• GOAL: Reproduce the listing exactly, with no pictures in your copy.

• RECORD LIST:
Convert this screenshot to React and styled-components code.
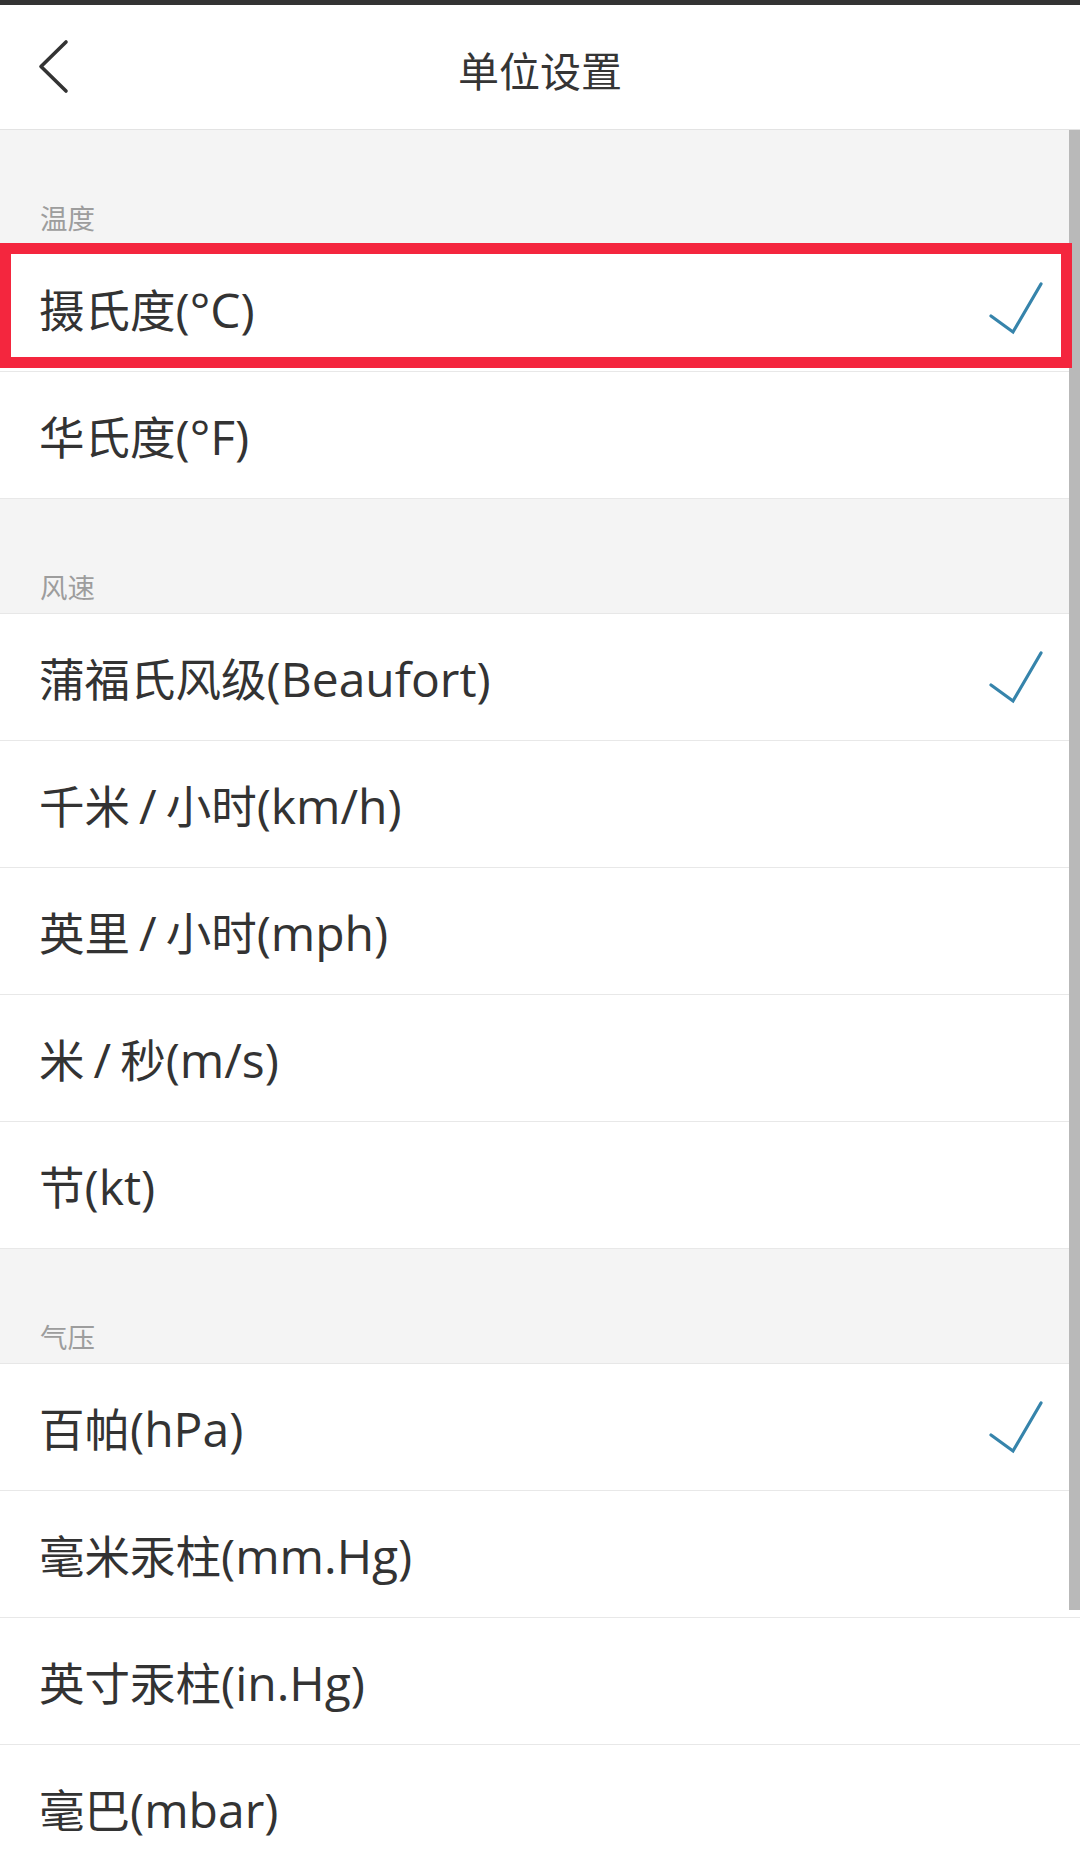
import React from "react";
import styled, { createGlobalStyle } from "styled-components";

const GlobalStyle = createGlobalStyle`
  html, body {
    margin: 0;
    padding: 0;
    overflow: hidden;
    background: #ffffff;
  }
  * { box-sizing: border-box; }
`;

const Page = styled.div`
  position: relative;
  width: 1080px;
  font-family: "Open Sans", "Noto Sans CJK SC", sans-serif;
  color: #333333;
`;

const StatusStrip = styled.div`
  height: 5px;
  background: #333333;
`;

const Header = styled.header`
  height: 125px;
  display: grid;
  grid-template-columns: 140px 1fr 140px;
  align-items: center;
  background: #ffffff;
  border-bottom: 1px solid #e3e3e3;
`;

const BackButton = styled.button`
  display: flex;
  align-items: center;
  justify-content: flex-start;
  padding: 0 0 0 36px;
  margin: 0;
  height: 100%;
  border: none;
  background: transparent;
`;

const Title = styled.h1`
  margin: 0;
  text-align: center;
  font-family: "Noto Sans CJK SC", sans-serif;
  font-weight: 400;
  font-size: 41px;
  line-height: 1;
  color: #353535;
  transform: translateY(2px);
`;

const SectionHeader = styled.div`
  height: 115px;
  display: flex;
  align-items: flex-end;
  padding: 0 0 9px 40px;
  background: #f4f4f4;
  border-bottom: 1px solid #e7e7e7;
`;

const SectionLabel = styled.span`
  font-family: "Noto Sans CJK SC", sans-serif;
  font-size: 27.5px;
  line-height: 36px;
  color: #9d9d9d;
`;

const Row = styled.div`
  position: relative;
  height: 127px;
  display: flex;
  align-items: center;
  justify-content: space-between;
  padding: 0 34px 0 39px;
  background: #ffffff;
  border-bottom: 1px solid #e8e8e8;
`;

const RowText = styled.span`
  line-height: 1;
  color: #333333;
  white-space: nowrap;
  transform: translateY(2px);
`;

const Cjk = styled.span`
  font-family: "Noto Sans CJK SC", sans-serif;
  font-size: 45.5px;
`;

const Slash = styled.span`
  font-family: "Open Sans", sans-serif;
  font-size: 48px;
  margin: 0 9px;
`;

const Latin = styled.span`
  font-family: "Open Sans", sans-serif;
  font-size: 48px;
`;

const Highlight = styled.div`
  position: absolute;
  left: 0;
  top: -2px;
  width: 1072px;
  height: 125px;
  border: 11px solid #f4263e;
  pointer-events: none;
  z-index: 2;
`;

const ScrollThumb = styled.div`
  position: absolute;
  right: 0;
  top: 130px;
  width: 11px;
  height: 1480px;
  background: #b9b9b9;
  z-index: 1;
`;

const Chevron = () => (
  <svg width="34" height="56" viewBox="0 0 34 56">
    <polyline
      points="30,3 5,27.5 30,52"
      fill="none"
      stroke="#333333"
      strokeWidth="3.6"
      strokeLinecap="round"
      strokeLinejoin="round"
    />
  </svg>
);

const Check = () => (
  <svg width="60" height="60" viewBox="0 0 60 60">
    <polyline
      points="5,38 27,54 55,6"
      fill="none"
      stroke="#3684ab"
      strokeWidth="3.2"
      strokeLinecap="round"
      strokeLinejoin="miter"
    />
  </svg>
);

const sections = [
  {
    label: "温度",
    items: [
      { cn: "摄氏度", en: "(°C)", checked: true, highlight: true },
      { cn: "华氏度", en: "(°F)" },
    ],
  },
  {
    label: "风速",
    items: [
      { cn: "蒲福氏风级", en: "(Beaufort)", checked: true },
      { cn: "千米/小时", en: "(km/h)" },
      { cn: "英里/小时", en: "(mph)" },
      { cn: "米/秒", en: "(m/s)" },
      { cn: "节", en: "(kt)" },
    ],
  },
  {
    label: "气压",
    items: [
      { cn: "百帕", en: "(hPa)", checked: true },
      { cn: "毫米汞柱", en: "(mm.Hg)" },
      { cn: "英寸汞柱", en: "(in.Hg)" },
      { cn: "毫巴", en: "(mbar)" },
    ],
  },
];

const CjkPart = ({ text }) => {
  const parts = text.split("/");
  return (
    <>
      {parts.map((p, i) => (
        <React.Fragment key={i}>
          {i > 0 && <Slash>/</Slash>}
          <Cjk>{p}</Cjk>
        </React.Fragment>
      ))}
    </>
  );
};

export default function App() {
  return (
    <>
      <GlobalStyle />
      <Page>
        <StatusStrip />
        <Header>
          <BackButton aria-label="返回">
            <Chevron />
          </BackButton>
          <Title>单位设置</Title>
          <div />
        </Header>
        {sections.map((s) => (
          <section key={s.label}>
            <SectionHeader>
              <SectionLabel>{s.label}</SectionLabel>
            </SectionHeader>
            {s.items.map((it) => (
              <Row key={it.cn}>
                <RowText>
                  <CjkPart text={it.cn} />
                  <Latin>{it.en}</Latin>
                </RowText>
                {it.checked && <Check />}
                {it.highlight && <Highlight />}
              </Row>
            ))}
          </section>
        ))}
        <ScrollThumb />
      </Page>
    </>
  );
}
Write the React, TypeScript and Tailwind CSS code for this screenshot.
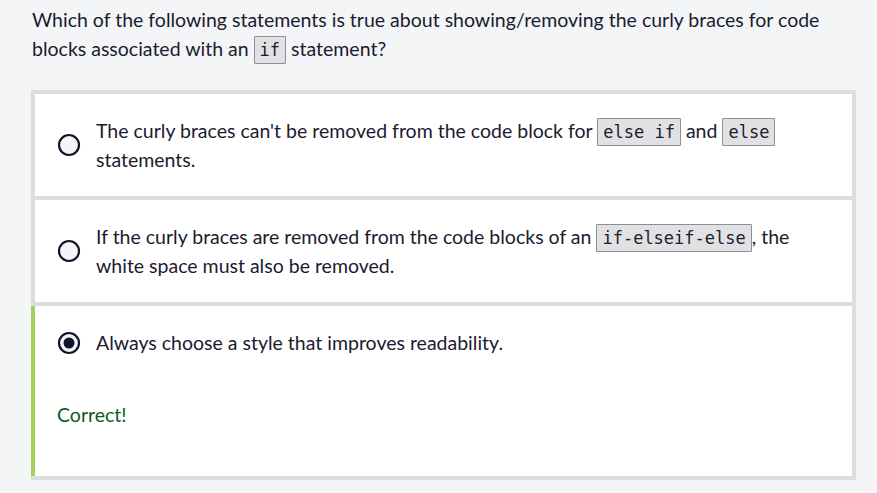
import type { JSX } from 'react'

const Code = ({ children }: { children: string }) => (
  <code className="rounded-[1px] border border-[#8e8e96] bg-[#e1e1e4] px-[5px] py-[3px] font-['DejaVu_Sans_Mono',monospace] text-[17px] leading-none text-[#1c1c2c]">
    {children}
  </code>
)

function Radio({ checked }: { checked?: boolean }): JSX.Element {
  return (
    <svg width="24" height="24" viewBox="0 0 24 24" className="shrink-0">
      <circle cx="12" cy="12" r="10" fill="#f4f5f7" stroke="#12122a" strokeWidth="2.2" />
      {checked && <circle cx="12" cy="12" r="5.5" fill="#12122a" />}
    </svg>
  )
}

function Option({ children, checked, correct, className }: { children: React.ReactNode; checked?: boolean; correct?: boolean; className: string }): JSX.Element {
  return (
    <div className={`bg-white border-l-4 pl-[22px] pr-6 ${className}`}>
      <div className="flex items-center gap-[15px]">
        <Radio checked={checked} />
        <div className="leading-[29px]">{children}</div>
      </div>
      {correct && <div className="mt-[43px] leading-[29px] text-[#0e5a22]">Correct!</div>}
    </div>
  )
}

function App(): JSX.Element {
  return (
    <div className="min-h-screen w-full bg-[#f4f5f7] px-[32px] pt-[5px] font-['Lato',sans-serif] text-[19.5px] text-[#1b1b30]">
      <p className="leading-[29px]">
        Which of the following statements is true about showing/removing the curly braces for code blocks
        associated with an <Code>if</Code> statement?
      </p>
      <div className="-ml-[1px] mt-[27px] -mr-[11px] flex flex-col gap-1 bg-[#dddde0] py-1 pr-1">
        <Option className="border-[#dddde0] py-[22px]">
          The curly braces can't be removed from the code block for <Code>else if</Code> and <Code>else</Code>{' '}
          statements.
        </Option>
        <Option className="border-[#dddde0] py-[22px]">
          If the curly braces are removed from the code blocks of an <Code>if-elseif-else</Code>, the white space
          must also be removed.
        </Option>
        <Option checked correct className="border-[#a6cf5c] pt-[22px] pb-[47px]">
          Always choose a style that improves readability.
        </Option>
      </div>
    </div>
  )
}

export default App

• WORKED ANSWER:
Convert this screenshot to React and styled-components code.
import React from "react";
import styled, { createGlobalStyle } from "styled-components";

const GlobalStyle = createGlobalStyle`
  html, body {
    margin: 0;
    padding: 0;
    overflow: hidden;
    background: #ffffff;
  }
  * { box-sizing: border-box; }
`;

const Page = styled.div`
  position: relative;
  width: 1080px;
  font-family: "Open Sans", "Noto Sans CJK SC", sans-serif;
  color: #333333;
`;

const StatusStrip = styled.div`
  height: 5px;
  background: #333333;
`;

const Header = styled.header`
  height: 125px;
  display: grid;
  grid-template-columns: 140px 1fr 140px;
  align-items: center;
  background: #ffffff;
  border-bottom: 1px solid #e3e3e3;
`;

const BackButton = styled.button`
  display: flex;
  align-items: center;
  justify-content: flex-start;
  padding: 0 0 0 36px;
  margin: 0;
  height: 100%;
  border: none;
  background: transparent;
`;

const Title = styled.h1`
  margin: 0;
  text-align: center;
  font-family: "Noto Sans CJK SC", sans-serif;
  font-weight: 400;
  font-size: 41px;
  line-height: 1;
  color: #353535;
  transform: translateY(2px);
`;

const SectionHeader = styled.div`
  height: 115px;
  display: flex;
  align-items: flex-end;
  padding: 0 0 9px 40px;
  background: #f4f4f4;
  border-bottom: 1px solid #e7e7e7;
`;

const SectionLabel = styled.span`
  font-family: "Noto Sans CJK SC", sans-serif;
  font-size: 27.5px;
  line-height: 36px;
  color: #9d9d9d;
`;

const Row = styled.div`
  position: relative;
  height: 127px;
  display: flex;
  align-items: center;
  justify-content: space-between;
  padding: 0 34px 0 39px;
  background: #ffffff;
  border-bottom: 1px solid #e8e8e8;
`;

const RowText = styled.span`
  line-height: 1;
  color: #333333;
  white-space: nowrap;
  transform: translateY(2px);
`;

const Cjk = styled.span`
  font-family: "Noto Sans CJK SC", sans-serif;
  font-size: 45.5px;
`;

const Slash = styled.span`
  font-family: "Open Sans", sans-serif;
  font-size: 48px;
  margin: 0 9px;
`;

const Latin = styled.span`
  font-family: "Open Sans", sans-serif;
  font-size: 48px;
`;

const Highlight = styled.div`
  position: absolute;
  left: 0;
  top: -2px;
  width: 1072px;
  height: 125px;
  border: 11px solid #f4263e;
  pointer-events: none;
  z-index: 2;
`;

const ScrollThumb = styled.div`
  position: absolute;
  right: 0;
  top: 130px;
  width: 11px;
  height: 1480px;
  background: #b9b9b9;
  z-index: 1;
`;

const Chevron = () => (
  <svg width="34" height="56" viewBox="0 0 34 56">
    <polyline
      points="30,3 5,27.5 30,52"
      fill="none"
      stroke="#333333"
      strokeWidth="3.6"
      strokeLinecap="round"
      strokeLinejoin="round"
    />
  </svg>
);

const Check = () => (
  <svg width="60" height="60" viewBox="0 0 60 60">
    <polyline
      points="5,38 27,54 55,6"
      fill="none"
      stroke="#3684ab"
      strokeWidth="3.2"
      strokeLinecap="round"
      strokeLinejoin="miter"
    />
  </svg>
);

const sections = [
  {
    label: "温度",
    items: [
      { cn: "摄氏度", en: "(°C)", checked: true, highlight: true },
      { cn: "华氏度", en: "(°F)" },
    ],
  },
  {
    label: "风速",
    items: [
      { cn: "蒲福氏风级", en: "(Beaufort)", checked: true },
      { cn: "千米/小时", en: "(km/h)" },
      { cn: "英里/小时", en: "(mph)" },
      { cn: "米/秒", en: "(m/s)" },
      { cn: "节", en: "(kt)" },
    ],
  },
  {
    label: "气压",
    items: [
      { cn: "百帕", en: "(hPa)", checked: true },
      { cn: "毫米汞柱", en: "(mm.Hg)" },
      { cn: "英寸汞柱", en: "(in.Hg)" },
      { cn: "毫巴", en: "(mbar)" },
    ],
  },
];

const CjkPart = ({ text }) => {
  const parts = text.split("/");
  return (
    <>
      {parts.map((p, i) => (
        <React.Fragment key={i}>
          {i > 0 && <Slash>/</Slash>}
          <Cjk>{p}</Cjk>
        </React.Fragment>
      ))}
    </>
  );
};

export default function App() {
  return (
    <>
      <GlobalStyle />
      <Page>
        <StatusStrip />
        <Header>
          <BackButton aria-label="返回">
            <Chevron />
          </BackButton>
          <Title>单位设置</Title>
          <div />
        </Header>
        {sections.map((s) => (
          <section key={s.label}>
            <SectionHeader>
              <SectionLabel>{s.label}</SectionLabel>
            </SectionHeader>
            {s.items.map((it) => (
              <Row key={it.cn}>
                <RowText>
                  <CjkPart text={it.cn} />
                  <Latin>{it.en}</Latin>
                </RowText>
                {it.checked && <Check />}
                {it.highlight && <Highlight />}
              </Row>
            ))}
          </section>
        ))}
        <ScrollThumb />
      </Page>
    </>
  );
}
Write the React, TypeScript and Tailwind CSS code for this screenshot.
import type { JSX } from 'react'

const Code = ({ children }: { children: string }) => (
  <code className="rounded-[1px] border border-[#8e8e96] bg-[#e1e1e4] px-[5px] py-[3px] font-['DejaVu_Sans_Mono',monospace] text-[17px] leading-none text-[#1c1c2c]">
    {children}
  </code>
)

function Radio({ checked }: { checked?: boolean }): JSX.Element {
  return (
    <svg width="24" height="24" viewBox="0 0 24 24" className="shrink-0">
      <circle cx="12" cy="12" r="10" fill="#f4f5f7" stroke="#12122a" strokeWidth="2.2" />
      {checked && <circle cx="12" cy="12" r="5.5" fill="#12122a" />}
    </svg>
  )
}

function Option({ children, checked, correct, className }: { children: React.ReactNode; checked?: boolean; correct?: boolean; className: string }): JSX.Element {
  return (
    <div className={`bg-white border-l-4 pl-[22px] pr-6 ${className}`}>
      <div className="flex items-center gap-[15px]">
        <Radio checked={checked} />
        <div className="leading-[29px]">{children}</div>
      </div>
      {correct && <div className="mt-[43px] leading-[29px] text-[#0e5a22]">Correct!</div>}
    </div>
  )
}

function App(): JSX.Element {
  return (
    <div className="min-h-screen w-full bg-[#f4f5f7] px-[32px] pt-[5px] font-['Lato',sans-serif] text-[19.5px] text-[#1b1b30]">
      <p className="leading-[29px]">
        Which of the following statements is true about showing/removing the curly braces for code blocks
        associated with an <Code>if</Code> statement?
      </p>
      <div className="-ml-[1px] mt-[27px] -mr-[11px] flex flex-col gap-1 bg-[#dddde0] py-1 pr-1">
        <Option className="border-[#dddde0] py-[22px]">
          The curly braces can't be removed from the code block for <Code>else if</Code> and <Code>else</Code>{' '}
          statements.
        </Option>
        <Option className="border-[#dddde0] py-[22px]">
          If the curly braces are removed from the code blocks of an <Code>if-elseif-else</Code>, the white space
          must also be removed.
        </Option>
        <Option checked correct className="border-[#a6cf5c] pt-[22px] pb-[47px]">
          Always choose a style that improves readability.
        </Option>
      </div>
    </div>
  )
}

export default App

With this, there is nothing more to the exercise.